Por: Jorge Gómez Barata
En México se percibe un ambiente de crisis integral próximo a la ruptura. Tal vez hoy haya tantas razones y argumentos como en 1910, cuando tuvo lugar la explosión revolucionaria. El país es profundamente desigual, la democracia ha dejado de ser creíble, la dependencia de Estados Unidos se ha acentuado, y es mayor la inseguridad.¿Está el país al borde del estallido social? ¿Hay manera de evitarlo?
En América Latina, entre las deformaciones estructurales originadas por el colonialismo y que aun persisten, la peor de ellas es el llamado modelo agroexportador, al que se sumaron los recursos mineros y el petróleo, e impidieron la implementación de políticas económicas de desarrollo nacional. La rapiña del capital extranjero, la desnacionalización de la burguesía, y la sumisión de las élites políticas, dieron lugar a un producto típico del subdesarrollo latinoamericano: el crecimiento económico sin equidad ni justicia social.
El fenómeno económico estuvo acompañado por otras deformaciones estructurales que motivaron el estancamiento en la evolución de los sistemas y modelos políticos, y en el escaso desarrollo y la debilidad de las instituciones civiles, cosa que acreditó a las oligarquías, abrió espacios a los ejércitos convertidos en protagonistas políticos, prostituyó la administración de justicia, y concedió un papel exagerado al clero y a los embajadores gringos.
México fue el primero en avanzar hacia soluciones de fondo a los males estructurales, que además de los mencionados, incluían el desprecio y la exclusión de los pueblos originarios, y lo hizo mediante la Revolución (1910) que puso fin a la dictadura, volvió la vista al campo y al indio, promulgó la Constitución de 1917 y continuó hacía la formación de instituciones nuevas y genuinas, entre ellas un partido político nacional que agrupara a las tendencias revolucionarias, y asumiera la participación política de las masas sin atomizar ni dividir al país.
La reforma agraria, el estímulo al movimiento sindical, la creación de estructuras a cargo de los asuntos indígenas, el impulso a la enseñanza y la educación popular, y la nacionalización del petróleo, junto a una política exterior justa y consecuente, colocaron a México en la vanguardia del proceso político latinoamericano.

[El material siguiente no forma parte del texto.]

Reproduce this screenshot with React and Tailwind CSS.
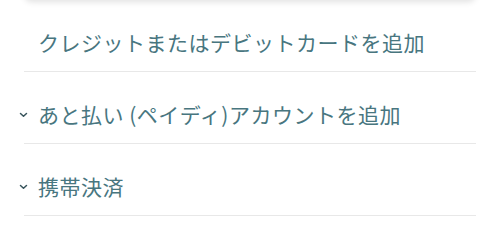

Unido a ello los revolucionarios mexicanos intentaron cultivar un sistema democrático, que teniendo como centro a un estado federal identificado con el bien común y partidos atentos al interés nacional, permitieran al país avanzar con paso seguro y clara visión del porvenir.
Sin embargo, algo falló: al ser institucionalizada la Revolución mexicana perdió impulso y profundidad, para algunos fue castrada, y la democracia fue primero cooptada y luego secuestrada por un partido que perdió la brújula y favoreció la formación de una oligarquía de cuello blanco, que afirma su poder no en el apoyo del pueblo, sino en la capacidad de su maquinaria para manipularlo, y ha secuestrado la democracia.
México necesita un sacudón telúrico que le devuelva el ímpetu, las ganas, y que satisfaga las ansias de justicia social de su pueblo. Falta, sin embargo, el liderazgo que rescate el estilo revolucionario y libere a la democracia secuestrada.
Los sucesos de Guerrero, más que una anécdota, parecen ser un detonante. Ojalá y aparezcan las fuerzas capaces de conducir por cauces adecuados las ansias de justicia de las masas. ¡Falta hace! Allá nos vemos.